- SUPPLIED INFORMATION:
>>>>

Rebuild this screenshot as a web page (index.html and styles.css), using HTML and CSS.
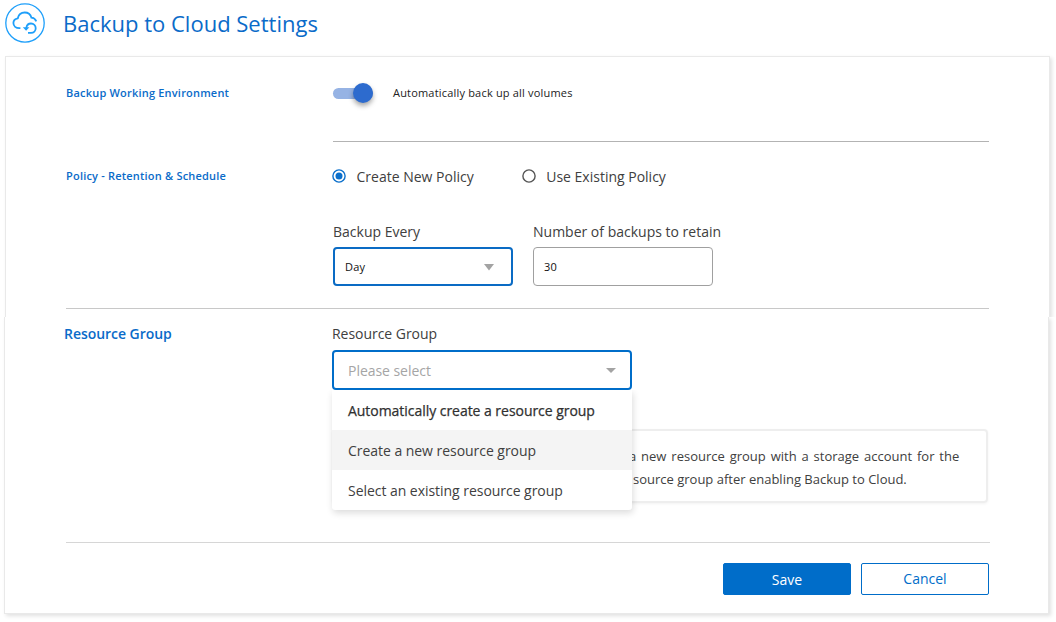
FILE: index.html
```html
<!DOCTYPE html>
<html lang="en">
<head>
<meta charset="utf-8">
<title>Backup to Cloud Settings</title>
<link rel="stylesheet" href="styles.css">
</head>
<body>
<header class="header">
  <svg class="logo" width="40" height="40" viewBox="0 0 40 40" fill="none" stroke="#1e9ffa">
    <circle cx="20" cy="20" r="19.2" stroke-width="1.3"/>
    <path d="M15.400 25.200h-1c-3.400 0-6-2.200-6-5.100 0-2.600 1.800-4.400 4.400-4.800.7-3.400 3.400-5.800 6.900-5.800 3.400 0 5.900 2.200 6.700 5.100 2.200.1 3.900 1.300 4.900 3.700" stroke-width="1.800"/>
    <path d="M21.300 25c.4-2.900 2.200-4.500 4.700-4.500 2.700 0 4.700 2 4.700 4.700s-2 4.700-4.700 4.700h-3" stroke-width="1.800"/>
    <path d="M17.800 24.200h6.600l-3.300 3.500z" fill="#1e9ffa" stroke="none"/>
  </svg>
  <h1 class="title">Backup to Cloud Settings</h1>
</header>
<main class="panel">
  <section class="part part-top">
    <div class="row row-environment">
      <h2 class="section-label">Backup Working Environment</h2>
      <div class="environment">
        <span class="toggle"><span class="knob"></span></span>
        <span class="toggle-text">Automatically back up all volumes</span>
      </div>
    </div>
    <div class="row row-policy">
      <h2 class="section-label">Policy - Retention &amp; Schedule</h2>
      <div class="policy">
        <div class="radios">
          <label class="radio radio-on"><svg width="14" height="14" viewBox="0 0 14 14"><circle cx="7" cy="7" r="6.1" fill="none" stroke="#0a6fcb" stroke-width="1.4"/><circle cx="7" cy="7" r="3.5" fill="#0a6fcb"/></svg><span>Create New Policy</span></label>
          <label class="radio"><svg width="14" height="14" viewBox="0 0 14 14"><circle cx="7" cy="7" r="6.1" fill="none" stroke="#555" stroke-width="1.4"/></svg><span>Use Existing Policy</span></label>
        </div>
        <div class="fields">
          <div class="field">
            <span class="field-label">Backup Every</span>
            <div class="control select"><span>Day</span><svg class="caret" width="10" height="7" viewBox="0 0 10 7"><path d="M0 0h10L5 6.500z" fill="#a3a3a3"/></svg></div>
          </div>
          <div class="field">
            <span class="field-label">Number of backups to retain</span>
            <div class="control"><span>30</span></div>
          </div>
        </div>
      </div>
    </div>
  </section>
  <section class="part part-bottom">
    <div class="group">
      <h2 class="section-label group-title">Resource Group</h2>
      <div class="group-body">
        <span class="group-label">Resource Group</span>
        <div class="group-select"><span>Please select</span><svg width="10" height="5" viewBox="0 0 10 5"><path d="M0 0h10L5 5z" fill="#a3a3a3"/></svg></div>
        <div class="note"><p class="note-line">a new resource group with a storage account for the</p><p class="note-line note-end">source group after enabling Backup to Cloud.</p></div>
        <ul class="menu">
          <li class="item item-strong"><span>Automatically create a resource group</span></li>
          <li class="item item-hover"><span>Create a new resource group</span></li>
          <li class="item"><span>Select an existing resource group</span></li>
        </ul>
      </div>
    </div>
    <footer class="actions">
      <button class="btn btn-primary">Save</button>
      <button class="btn">Cancel</button>
    </footer>
  </section>
</main>
</body>
</html>
```
FILE: styles.css
```css
* { box-sizing: border-box; }
body { margin: 0; width: 1056px; height: 622px; overflow: hidden; background: #fff; color: #404040; font-family: "Open Sans", "Noto Sans", sans-serif; font-size: 14px; white-space: nowrap; }
h1, h2, p, ul { margin: 0; padding: 0; }
svg { display: block; flex: none; }
.header { display: flex; height: 56px; padding: 3px 0 0 5px; }
.title { margin: 4px 0 0 18px; color: #0a6bc9; font-size: 22px; font-weight: 400; line-height: 32px; }
.panel { width: 1046px; margin-left: 4px; }
.part { width: 1045px; background: #fff; border: 1px solid #e9e9e9; box-shadow: 2px 2px 4px rgba(0, 0, 0, .12); }
.part-top { height: 261px; margin-left: 1px; padding: 0 60px; border-bottom: 0; clip-path: inset(-4px -8px 0 -4px); }
.part-bottom { height: 297px; border-top: 0; padding: 0 59px 0 61px; clip-path: inset(0 -8px -8px -4px); }
.row { display: flex; }
.section-label { width: 267px; flex: none; color: #0a6bc9; font-size: 11px; font-weight: 600; line-height: 16px; letter-spacing: .2px; }
.row-environment { height: 85px; padding-top: 28px; }
.environment { display: flex; flex: 1; height: 57px; border-bottom: 1px solid #b3b3b3; }
.toggle { display: flex; justify-content: flex-end; width: 40px; height: 11px; margin-top: 3px; align-items: center; border-radius: 6px; background: #96b3e4; }
.knob { width: 20px; height: 20px; margin-bottom: 1px; border-radius: 50%; background: #2d6bce; box-shadow: 0 3px 5px rgba(0, 0, 0, .35); }
.toggle-text { margin-left: 20px; color: #222; font-size: 11px; line-height: 16px; letter-spacing: .19px; }
.row-policy { height: 167px; padding-top: 26px; border-bottom: 1px solid #c8c8c8; }
.radios { display: flex; gap: 49px; height: 54px; margin-top: -2px; }
.radio { display: flex; gap: 10px; height: 20px; align-items: center; margin-left: -1px; }
.radio span { padding-left: .5px; }
.fields { display: flex; gap: 20px; }
.field { display: flex; flex-direction: column; width: 180px; }
.field-label { height: 27px; line-height: 23px; }
.control { display: flex; align-items: center; justify-content: space-between; height: 39px; padding: 0 10px; border: 1px solid #a0a0a0; border-radius: 4px; color: #111; font-size: 11px; letter-spacing: .2px; }
.select { padding: 0 17px 0 10px; border: 2px solid #0a6bc4; }
.caret { margin-top: 1px; }
.group { display: flex; height: 226px; padding-top: 7px; border-bottom: 1px solid #d6d6d6; width: 924px; }
.group-title { width: 268px; margin-left: -2px; font-size: 14px; line-height: 20px; letter-spacing: -.04px; }
.group-body { position: relative; display: flex; flex-direction: column; width: 656px; letter-spacing: -.04px; }
.group-label { height: 26px; line-height: 20px; }
.group-select { display: flex; align-items: center; justify-content: space-between; width: 300px; height: 40px; padding: 0 14px; border: 2px solid #006dc9; border-radius: 4px; color: #a5a5a5; }
.note { display: flex; flex-direction: column; align-items: flex-end; height: 74px; margin-top: 39px; padding: 14px 27px 0 0; border: 2px solid #eee; border-radius: 4px; font-size: 13px; line-height: 23px; letter-spacing: 0; box-shadow: 0 1px 3px rgba(0, 0, 0, .05); }
.note-line { width: 330px; word-spacing: 1.5px; }
.note-end { width: 327px; padding-left: 1px; word-spacing: 0; }
.menu { position: absolute; left: 0; top: 66px; width: 300px; height: 120px; list-style: none; background: #fff; border-radius: 0 0 3px 3px; box-shadow: 1px 3px 7px rgba(0, 0, 0, .14); clip-path: inset(0 -10px -10px -10px); }
.item { height: 40px; padding-left: 16px; line-height: 42px; }
.item-strong { color: #303030; -webkit-text-stroke: .25px #303030; }
.item-hover { background: #f4f4f4; }
.actions { display: flex; justify-content: flex-end; gap: 10px; padding: 20px 0 0; }
.btn { width: 128px; height: 32px; padding: 0; border: 1px solid #006dc9; border-radius: 2px; background: #fff; color: #006dc9; font: 14px/30px "Open Sans", "Noto Sans", sans-serif; }
.btn-primary { background: #006dc9; color: #fff; line-height: 32px; }
```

<<<<

- TASK DIRECTIONS:
Reproduce every line exactly and omit all pictures.

- WRITTEN ANSWER:
Rebuild this screenshot as a web page (index.html and styles.css), using HTML and CSS.
FILE: index.html
```html
<!DOCTYPE html>
<html lang="en">
<head>
<meta charset="utf-8">
<title>Backup to Cloud Settings</title>
<link rel="stylesheet" href="styles.css">
</head>
<body>
<header class="header">
  <svg class="logo" width="40" height="40" viewBox="0 0 40 40" fill="none" stroke="#1e9ffa">
    <circle cx="20" cy="20" r="19.2" stroke-width="1.3"/>
    <path d="M15.400 25.200h-1c-3.400 0-6-2.200-6-5.100 0-2.600 1.800-4.400 4.400-4.800.7-3.400 3.400-5.800 6.900-5.800 3.400 0 5.900 2.200 6.700 5.100 2.200.1 3.900 1.300 4.900 3.700" stroke-width="1.800"/>
    <path d="M21.300 25c.4-2.900 2.200-4.500 4.700-4.500 2.700 0 4.700 2 4.700 4.700s-2 4.700-4.700 4.700h-3" stroke-width="1.800"/>
    <path d="M17.800 24.200h6.600l-3.300 3.500z" fill="#1e9ffa" stroke="none"/>
  </svg>
  <h1 class="title">Backup to Cloud Settings</h1>
</header>
<main class="panel">
  <section class="part part-top">
    <div class="row row-environment">
      <h2 class="section-label">Backup Working Environment</h2>
      <div class="environment">
        <span class="toggle"><span class="knob"></span></span>
        <span class="toggle-text">Automatically back up all volumes</span>
      </div>
    </div>
    <div class="row row-policy">
      <h2 class="section-label">Policy - Retention &amp; Schedule</h2>
      <div class="policy">
        <div class="radios">
          <label class="radio radio-on"><svg width="14" height="14" viewBox="0 0 14 14"><circle cx="7" cy="7" r="6.1" fill="none" stroke="#0a6fcb" stroke-width="1.4"/><circle cx="7" cy="7" r="3.5" fill="#0a6fcb"/></svg><span>Create New Policy</span></label>
          <label class="radio"><svg width="14" height="14" viewBox="0 0 14 14"><circle cx="7" cy="7" r="6.1" fill="none" stroke="#555" stroke-width="1.4"/></svg><span>Use Existing Policy</span></label>
        </div>
        <div class="fields">
          <div class="field">
            <span class="field-label">Backup Every</span>
            <div class="control select"><span>Day</span><svg class="caret" width="10" height="7" viewBox="0 0 10 7"><path d="M0 0h10L5 6.500z" fill="#a3a3a3"/></svg></div>
          </div>
          <div class="field">
            <span class="field-label">Number of backups to retain</span>
            <div class="control"><span>30</span></div>
          </div>
        </div>
      </div>
    </div>
  </section>
  <section class="part part-bottom">
    <div class="group">
      <h2 class="section-label group-title">Resource Group</h2>
      <div class="group-body">
        <span class="group-label">Resource Group</span>
        <div class="group-select"><span>Please select</span><svg width="10" height="5" viewBox="0 0 10 5"><path d="M0 0h10L5 5z" fill="#a3a3a3"/></svg></div>
        <div class="note"><p class="note-line">a new resource group with a storage account for the</p><p class="note-line note-end">source group after enabling Backup to Cloud.</p></div>
        <ul class="menu">
          <li class="item item-strong"><span>Automatically create a resource group</span></li>
          <li class="item item-hover"><span>Create a new resource group</span></li>
          <li class="item"><span>Select an existing resource group</span></li>
        </ul>
      </div>
    </div>
    <footer class="actions">
      <button class="btn btn-primary">Save</button>
      <button class="btn">Cancel</button>
    </footer>
  </section>
</main>
</body>
</html>
```
FILE: styles.css
```css
* { box-sizing: border-box; }
body { margin: 0; width: 1056px; height: 622px; overflow: hidden; background: #fff; color: #404040; font-family: "Open Sans", "Noto Sans", sans-serif; font-size: 14px; white-space: nowrap; }
h1, h2, p, ul { margin: 0; padding: 0; }
svg { display: block; flex: none; }
.header { display: flex; height: 56px; padding: 3px 0 0 5px; }
.title { margin: 4px 0 0 18px; color: #0a6bc9; font-size: 22px; font-weight: 400; line-height: 32px; }
.panel { width: 1046px; margin-left: 4px; }
.part { width: 1045px; background: #fff; border: 1px solid #e9e9e9; box-shadow: 2px 2px 4px rgba(0, 0, 0, .12); }
.part-top { height: 261px; margin-left: 1px; padding: 0 60px; border-bottom: 0; clip-path: inset(-4px -8px 0 -4px); }
.part-bottom { height: 297px; border-top: 0; padding: 0 59px 0 61px; clip-path: inset(0 -8px -8px -4px); }
.row { display: flex; }
.section-label { width: 267px; flex: none; color: #0a6bc9; font-size: 11px; font-weight: 600; line-height: 16px; letter-spacing: .2px; }
.row-environment { height: 85px; padding-top: 28px; }
.environment { display: flex; flex: 1; height: 57px; border-bottom: 1px solid #b3b3b3; }
.toggle { display: flex; justify-content: flex-end; width: 40px; height: 11px; margin-top: 3px; align-items: center; border-radius: 6px; background: #96b3e4; }
.knob { width: 20px; height: 20px; margin-bottom: 1px; border-radius: 50%; background: #2d6bce; box-shadow: 0 3px 5px rgba(0, 0, 0, .35); }
.toggle-text { margin-left: 20px; color: #222; font-size: 11px; line-height: 16px; letter-spacing: .19px; }
.row-policy { height: 167px; padding-top: 26px; border-bottom: 1px solid #c8c8c8; }
.radios { display: flex; gap: 49px; height: 54px; margin-top: -2px; }
.radio { display: flex; gap: 10px; height: 20px; align-items: center; margin-left: -1px; }
.radio span { padding-left: .5px; }
.fields { display: flex; gap: 20px; }
.field { display: flex; flex-direction: column; width: 180px; }
.field-label { height: 27px; line-height: 23px; }
.control { display: flex; align-items: center; justify-content: space-between; height: 39px; padding: 0 10px; border: 1px solid #a0a0a0; border-radius: 4px; color: #111; font-size: 11px; letter-spacing: .2px; }
.select { padding: 0 17px 0 10px; border: 2px solid #0a6bc4; }
.caret { margin-top: 1px; }
.group { display: flex; height: 226px; padding-top: 7px; border-bottom: 1px solid #d6d6d6; width: 924px; }
.group-title { width: 268px; margin-left: -2px; font-size: 14px; line-height: 20px; letter-spacing: -.04px; }
.group-body { position: relative; display: flex; flex-direction: column; width: 656px; letter-spacing: -.04px; }
.group-label { height: 26px; line-height: 20px; }
.group-select { display: flex; align-items: center; justify-content: space-between; width: 300px; height: 40px; padding: 0 14px; border: 2px solid #006dc9; border-radius: 4px; color: #a5a5a5; }
.note { display: flex; flex-direction: column; align-items: flex-end; height: 74px; margin-top: 39px; padding: 14px 27px 0 0; border: 2px solid #eee; border-radius: 4px; font-size: 13px; line-height: 23px; letter-spacing: 0; box-shadow: 0 1px 3px rgba(0, 0, 0, .05); }
.note-line { width: 330px; word-spacing: 1.5px; }
.note-end { width: 327px; padding-left: 1px; word-spacing: 0; }
.menu { position: absolute; left: 0; top: 66px; width: 300px; height: 120px; list-style: none; background: #fff; border-radius: 0 0 3px 3px; box-shadow: 1px 3px 7px rgba(0, 0, 0, .14); clip-path: inset(0 -10px -10px -10px); }
.item { height: 40px; padding-left: 16px; line-height: 42px; }
.item-strong { color: #303030; -webkit-text-stroke: .25px #303030; }
.item-hover { background: #f4f4f4; }
.actions { display: flex; justify-content: flex-end; gap: 10px; padding: 20px 0 0; }
.btn { width: 128px; height: 32px; padding: 0; border: 1px solid #006dc9; border-radius: 2px; background: #fff; color: #006dc9; font: 14px/30px "Open Sans", "Noto Sans", sans-serif; }
.btn-primary { background: #006dc9; color: #fff; line-height: 32px; }
```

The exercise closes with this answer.